Greens leader Richard Di Natale has pledged the party’s support for a push to change the date of Australia Day from January 26.
Senator Di Natale said the current date, which commemorates the landing of the First Fleet in Botany Bay, represented “pain and suffering” for many Indigenous Australians.
“It’s a day that represents an act of dispossession, an act of theft,” he said.
“It’s a day that reps the beginning of an ongoing genocide.”
He said the Greens supported changing the date as an act of “respect and understanding” – but affirmed the party still celebrated the contributions of all immigrants to the country.
“Some people would argue that changing the date is to somehow present a black armband view of history,” he said.
“There’s no such thing as a black armband view of history or a white armband view of history. There’s just history.”
Senator Di Natale said changing the official date of Australia Day did not mean people could not continue to celebrate or recognise January 26.
“At the moment it’s a day that divides the nation,” he said.
“We have an opportunity to bring Australia together.”
Former prime minister Tony Abbott earlier weighed into the debate via Twitter, tweeting: “There are 364 other days a year for the Greens to be politically correct. Why can’t they just accept that Jan 26 is the best available day to celebrate all that’s good about life in Australia.”
There are 364 other days a year for the Greens to be politically correct. Why can’t they just accept that Jan 26 is the best available day to celebrate all that’s good about life in Australia.
— Tony Abbott (@TonyAbbottMHR) January 15, 2018
Senator Di Natale responded by saying the country should institute a national holiday for the day Mr Abbott resigned from parliament.
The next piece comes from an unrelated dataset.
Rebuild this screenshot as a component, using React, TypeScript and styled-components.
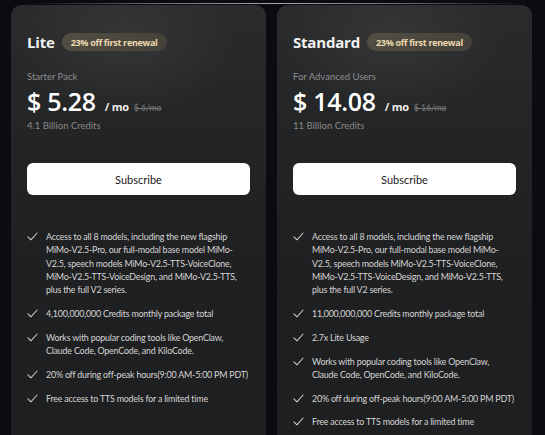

“That would bring the country together in a way like few other national days,” he said.
The tweet came after Deputy Prime Minister Barnaby Joyce criticised the Greens for their support of the campaign to change the date of Australia Day.
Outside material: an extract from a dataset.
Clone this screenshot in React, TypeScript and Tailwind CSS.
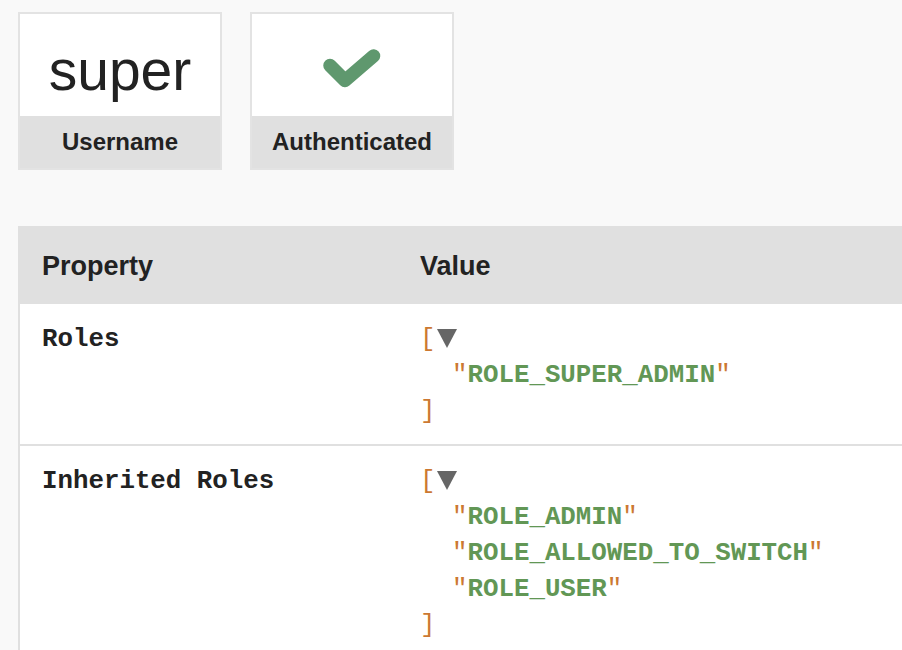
const mono = "font-['Courier_New','Liberation_Mono',monospace]";
const sans = "font-['Helvetica_Neue','Liberation_Sans',Arial,sans-serif]";

const Metric = ({ label, children }: { label: string; children: React.ReactNode }) => (
  <div className="w-[204px] border-2 border-[#e3e3e3] bg-[#e0e0e0]">
    <div className="flex h-[102px] items-center justify-center bg-white">{children}</div>
    <div className={`flex h-[52px] items-center justify-center text-[24px] font-bold text-[#222] ${sans}`}>{label}</div>
  </div>
);

const Toggle = () => (
  <svg width="22" height="22" viewBox="0 0 22 22" className="ml-[1px] inline-block align-[-3px]">
    <path d="M1 2 L21 2 L11 21 Z" fill="#666" />
  </svg>
);

const ArrayValue = ({ items }: { items: string[] }) => (
  <div className={`${mono} text-[25.8px] leading-[36px]`}>
    <div>
      <span className="text-[#cc7832]">[</span>
      <Toggle />
    </div>
    {items.map((item) => (
      <div key={item} className="pl-[32px]">
        <span className="text-[#cc7832]">"</span>
        <span className="font-bold text-[#629755]">{item}</span>
        <span className="text-[#cc7832]">"</span>
      </div>
    ))}
    <div className="text-[#cc7832]">]</div>
  </div>
);

const rows = [
  { name: "Roles", value: ["ROLE_SUPER_ADMIN"] },
  { name: "Inherited Roles", value: ["ROLE_ADMIN", "ROLE_ALLOWED_TO_SWITCH", "ROLE_USER"] },
];

export default function App() {
  return (
    <div className={`h-[650px] w-full overflow-hidden bg-[#f9f9f9] pl-[18px] pt-[12px] text-[#222] ${sans}`}>
      <div className="flex gap-[28px]">
        <Metric label="Username">
          <span className="mt-[10px] text-[57px] leading-none">super</span>
        </Metric>
        <Metric label="Authenticated">
          <svg width="58" height="42" viewBox="0 0 58 42" className="mt-[10px]">
            <path d="M7 16.5 L22 31.5 L50.5 7" fill="none" stroke="#5f986e" strokeWidth="13.5" strokeLinecap="round" strokeLinejoin="round" />
          </svg>
        </Metric>
      </div>

      <div className="mt-[56px] w-[1000px] border-2 border-[#e0e0e0] bg-white">
        <div className="flex h-[76px] items-center bg-[#e0e0e0] text-[27px] font-bold">
          <div className="w-[378px] px-[22px]">Property</div>
          <div className="flex-1 px-[22px]">Value</div>
        </div>
        {rows.map((row) => (
          <div key={row.name} className="flex border-b-2 border-[#e0e0e0] pb-[14px] pt-[18px]">
            <div className={`w-[378px] px-[22px] ${mono} text-[25.8px] font-bold leading-[36px]`}>{row.name}</div>
            <div className="flex-1 px-[22px]">
              <ArrayValue items={row.value} />
            </div>
          </div>
        ))}
      </div>
    </div>
  );
}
Greens councillors across the country who launched local campaigns to move the January 26 date have been told they can count on the full support and resources of the national organisation.
Senator Di Natale said Australia needed to be honest about its history and the “mass slaughter” and “genocide” that marked the early years of European settlement.
But Mr Joyce hit back, rejecting the push and accusing the party of dwelling on the philosophical.
“We are building the inland rail, they’re talking about Australia Day. We are building the Regional Investment Corporation, they think that Lachlan Macquarie and Captain Cook were bad buggers,” he told reporters in Parkes, NSW.
“They dwell in the philosophical. We build the things that actually make our nation stronger.”
Mr Joyce said he was very proud of Australia Day and looked forward to celebrating it this year.
Indigenous leaders have been pushing for the change in recent years, saying January 26 marks the date the First Fleet landed in Sydney Cove in 1788, marking the beginning of British colonisation.
However, there is a great deal of resistance from different quarters to the move, including from the Turnbull government.